START RAW DATA

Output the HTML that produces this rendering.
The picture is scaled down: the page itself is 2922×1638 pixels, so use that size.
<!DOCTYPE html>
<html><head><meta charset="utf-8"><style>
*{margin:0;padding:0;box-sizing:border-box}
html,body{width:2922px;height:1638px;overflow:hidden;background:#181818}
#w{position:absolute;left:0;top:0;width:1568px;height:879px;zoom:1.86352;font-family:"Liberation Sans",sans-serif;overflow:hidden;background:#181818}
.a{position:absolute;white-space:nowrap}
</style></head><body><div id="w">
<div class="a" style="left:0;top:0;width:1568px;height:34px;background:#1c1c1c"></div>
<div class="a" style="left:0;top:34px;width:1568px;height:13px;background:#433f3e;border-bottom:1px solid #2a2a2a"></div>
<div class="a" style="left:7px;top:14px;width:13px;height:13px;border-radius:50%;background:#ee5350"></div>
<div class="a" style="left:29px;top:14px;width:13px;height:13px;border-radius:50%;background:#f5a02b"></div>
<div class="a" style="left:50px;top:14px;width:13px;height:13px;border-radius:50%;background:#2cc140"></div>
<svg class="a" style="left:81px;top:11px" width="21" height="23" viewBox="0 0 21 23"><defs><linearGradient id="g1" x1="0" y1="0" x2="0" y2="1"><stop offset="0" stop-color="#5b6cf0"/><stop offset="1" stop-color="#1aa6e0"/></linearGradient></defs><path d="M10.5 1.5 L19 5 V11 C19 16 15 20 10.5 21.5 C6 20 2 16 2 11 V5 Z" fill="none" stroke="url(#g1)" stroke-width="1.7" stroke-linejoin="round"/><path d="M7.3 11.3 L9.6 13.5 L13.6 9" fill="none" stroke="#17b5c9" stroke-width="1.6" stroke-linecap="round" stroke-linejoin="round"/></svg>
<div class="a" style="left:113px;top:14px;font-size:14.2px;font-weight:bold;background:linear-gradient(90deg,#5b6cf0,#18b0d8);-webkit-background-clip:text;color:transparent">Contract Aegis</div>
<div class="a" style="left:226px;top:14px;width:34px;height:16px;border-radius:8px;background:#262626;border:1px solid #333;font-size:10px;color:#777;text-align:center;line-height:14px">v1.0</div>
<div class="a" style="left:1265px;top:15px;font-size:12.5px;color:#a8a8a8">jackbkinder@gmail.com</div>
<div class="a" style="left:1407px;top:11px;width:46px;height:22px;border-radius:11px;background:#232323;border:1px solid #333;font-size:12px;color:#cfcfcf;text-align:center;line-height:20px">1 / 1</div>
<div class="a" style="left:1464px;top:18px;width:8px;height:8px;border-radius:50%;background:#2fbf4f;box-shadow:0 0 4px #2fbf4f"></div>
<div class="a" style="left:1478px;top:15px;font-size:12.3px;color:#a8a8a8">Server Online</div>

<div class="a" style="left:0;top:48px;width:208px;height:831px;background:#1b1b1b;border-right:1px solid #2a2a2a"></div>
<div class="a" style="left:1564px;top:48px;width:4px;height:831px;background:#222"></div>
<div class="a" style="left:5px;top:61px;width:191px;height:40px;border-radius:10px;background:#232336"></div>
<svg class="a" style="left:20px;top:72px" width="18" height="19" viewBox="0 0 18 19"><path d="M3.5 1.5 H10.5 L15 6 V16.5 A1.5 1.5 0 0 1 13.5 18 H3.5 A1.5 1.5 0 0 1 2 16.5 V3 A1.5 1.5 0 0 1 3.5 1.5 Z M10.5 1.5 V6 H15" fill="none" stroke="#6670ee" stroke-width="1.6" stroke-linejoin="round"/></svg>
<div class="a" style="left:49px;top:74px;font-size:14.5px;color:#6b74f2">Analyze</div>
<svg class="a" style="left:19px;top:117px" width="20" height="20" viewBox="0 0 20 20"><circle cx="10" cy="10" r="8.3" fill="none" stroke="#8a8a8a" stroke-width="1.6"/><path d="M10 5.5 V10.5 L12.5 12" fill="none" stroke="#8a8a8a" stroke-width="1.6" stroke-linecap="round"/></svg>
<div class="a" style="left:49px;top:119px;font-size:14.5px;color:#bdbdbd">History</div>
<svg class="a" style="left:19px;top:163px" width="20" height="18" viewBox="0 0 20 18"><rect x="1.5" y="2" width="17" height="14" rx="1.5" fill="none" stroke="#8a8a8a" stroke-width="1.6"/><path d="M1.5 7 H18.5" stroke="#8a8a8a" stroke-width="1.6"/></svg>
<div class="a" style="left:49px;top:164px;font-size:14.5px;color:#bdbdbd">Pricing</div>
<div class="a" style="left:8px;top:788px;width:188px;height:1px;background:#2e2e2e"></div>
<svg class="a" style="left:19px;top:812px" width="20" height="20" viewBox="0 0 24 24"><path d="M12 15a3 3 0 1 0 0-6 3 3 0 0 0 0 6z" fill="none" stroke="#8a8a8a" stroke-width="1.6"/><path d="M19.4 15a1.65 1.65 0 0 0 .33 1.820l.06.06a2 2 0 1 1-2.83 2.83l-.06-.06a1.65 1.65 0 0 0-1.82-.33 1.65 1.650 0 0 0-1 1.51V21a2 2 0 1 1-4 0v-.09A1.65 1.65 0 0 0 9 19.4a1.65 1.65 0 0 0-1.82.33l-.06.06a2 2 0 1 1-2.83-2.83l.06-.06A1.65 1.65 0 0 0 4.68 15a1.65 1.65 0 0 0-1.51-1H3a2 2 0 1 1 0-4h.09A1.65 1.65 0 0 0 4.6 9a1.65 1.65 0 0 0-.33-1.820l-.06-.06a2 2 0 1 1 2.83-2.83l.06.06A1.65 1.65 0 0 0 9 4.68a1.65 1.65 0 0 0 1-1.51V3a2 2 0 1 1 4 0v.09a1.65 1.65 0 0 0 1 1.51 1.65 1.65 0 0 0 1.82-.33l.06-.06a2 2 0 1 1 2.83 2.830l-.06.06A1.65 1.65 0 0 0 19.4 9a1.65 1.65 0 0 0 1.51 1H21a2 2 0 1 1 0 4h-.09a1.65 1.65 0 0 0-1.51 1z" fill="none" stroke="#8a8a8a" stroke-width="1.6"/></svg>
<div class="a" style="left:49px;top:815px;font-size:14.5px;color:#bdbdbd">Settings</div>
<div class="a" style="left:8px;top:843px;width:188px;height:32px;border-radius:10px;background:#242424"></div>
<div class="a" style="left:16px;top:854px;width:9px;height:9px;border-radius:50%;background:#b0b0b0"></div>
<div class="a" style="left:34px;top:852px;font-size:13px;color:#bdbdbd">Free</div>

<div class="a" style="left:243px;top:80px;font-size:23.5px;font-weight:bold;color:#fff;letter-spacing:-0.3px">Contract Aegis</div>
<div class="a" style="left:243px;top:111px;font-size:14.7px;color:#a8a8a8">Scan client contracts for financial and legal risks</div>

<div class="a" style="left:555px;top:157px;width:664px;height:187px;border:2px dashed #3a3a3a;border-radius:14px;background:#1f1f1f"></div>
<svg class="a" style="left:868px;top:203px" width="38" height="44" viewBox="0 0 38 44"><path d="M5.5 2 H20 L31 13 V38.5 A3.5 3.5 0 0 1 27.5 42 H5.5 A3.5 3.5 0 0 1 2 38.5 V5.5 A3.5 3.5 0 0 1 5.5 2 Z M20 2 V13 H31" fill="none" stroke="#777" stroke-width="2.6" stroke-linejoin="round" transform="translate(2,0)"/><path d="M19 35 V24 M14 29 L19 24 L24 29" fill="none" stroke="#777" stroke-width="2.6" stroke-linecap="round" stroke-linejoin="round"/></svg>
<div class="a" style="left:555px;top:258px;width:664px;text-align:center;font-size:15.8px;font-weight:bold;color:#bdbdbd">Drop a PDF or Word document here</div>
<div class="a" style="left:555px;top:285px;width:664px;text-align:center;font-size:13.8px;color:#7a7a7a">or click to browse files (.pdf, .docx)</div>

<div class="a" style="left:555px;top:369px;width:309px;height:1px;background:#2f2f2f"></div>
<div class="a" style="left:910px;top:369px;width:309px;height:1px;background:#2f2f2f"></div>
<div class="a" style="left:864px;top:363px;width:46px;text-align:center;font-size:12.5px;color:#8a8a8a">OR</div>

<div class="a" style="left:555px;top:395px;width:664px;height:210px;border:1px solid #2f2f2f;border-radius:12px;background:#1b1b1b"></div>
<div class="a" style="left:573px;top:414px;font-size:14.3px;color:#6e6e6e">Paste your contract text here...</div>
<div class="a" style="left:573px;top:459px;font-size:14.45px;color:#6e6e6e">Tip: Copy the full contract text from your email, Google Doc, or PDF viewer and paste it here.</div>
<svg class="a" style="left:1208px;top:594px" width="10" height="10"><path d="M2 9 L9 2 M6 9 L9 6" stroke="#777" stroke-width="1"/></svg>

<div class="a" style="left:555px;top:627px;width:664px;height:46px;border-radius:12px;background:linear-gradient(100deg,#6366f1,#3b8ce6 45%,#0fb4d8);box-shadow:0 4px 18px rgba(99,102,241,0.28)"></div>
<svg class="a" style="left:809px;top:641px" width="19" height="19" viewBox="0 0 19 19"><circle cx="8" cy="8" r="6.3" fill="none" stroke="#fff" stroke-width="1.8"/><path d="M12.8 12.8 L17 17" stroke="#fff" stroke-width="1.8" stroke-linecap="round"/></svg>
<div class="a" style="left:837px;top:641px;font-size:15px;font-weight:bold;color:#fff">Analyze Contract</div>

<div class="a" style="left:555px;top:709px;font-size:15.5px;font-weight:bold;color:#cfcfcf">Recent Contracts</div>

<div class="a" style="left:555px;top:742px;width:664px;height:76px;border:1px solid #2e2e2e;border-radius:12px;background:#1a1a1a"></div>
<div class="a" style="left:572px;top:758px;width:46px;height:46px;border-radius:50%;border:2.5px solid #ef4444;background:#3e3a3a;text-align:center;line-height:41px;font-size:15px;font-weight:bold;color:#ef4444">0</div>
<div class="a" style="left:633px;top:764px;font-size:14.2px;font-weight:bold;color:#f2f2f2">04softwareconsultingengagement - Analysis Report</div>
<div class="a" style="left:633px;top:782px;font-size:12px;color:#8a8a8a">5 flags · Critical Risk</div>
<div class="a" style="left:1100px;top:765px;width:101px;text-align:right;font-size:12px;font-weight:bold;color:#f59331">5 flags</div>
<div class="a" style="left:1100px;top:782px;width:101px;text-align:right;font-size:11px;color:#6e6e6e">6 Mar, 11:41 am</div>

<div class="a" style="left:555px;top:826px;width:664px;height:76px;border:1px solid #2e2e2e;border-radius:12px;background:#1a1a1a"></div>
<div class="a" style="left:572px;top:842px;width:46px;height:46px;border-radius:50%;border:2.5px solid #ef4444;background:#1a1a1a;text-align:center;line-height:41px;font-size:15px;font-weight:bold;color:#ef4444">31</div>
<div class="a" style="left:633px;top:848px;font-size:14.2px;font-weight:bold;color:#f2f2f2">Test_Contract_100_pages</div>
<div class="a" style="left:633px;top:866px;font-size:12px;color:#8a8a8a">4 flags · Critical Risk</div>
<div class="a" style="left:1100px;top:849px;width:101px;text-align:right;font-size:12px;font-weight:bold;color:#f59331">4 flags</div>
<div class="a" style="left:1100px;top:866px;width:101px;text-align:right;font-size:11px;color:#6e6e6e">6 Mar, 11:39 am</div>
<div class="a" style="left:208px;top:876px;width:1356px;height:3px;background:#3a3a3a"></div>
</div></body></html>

END RAW DATA

## STATED EXERCISE
Scan the material above. Return every line containing the string "that".

## TASK RESULT
Output the HTML that produces this rendering.
The picture is scaled down: the page itself is 2922×1638 pixels, so use that size.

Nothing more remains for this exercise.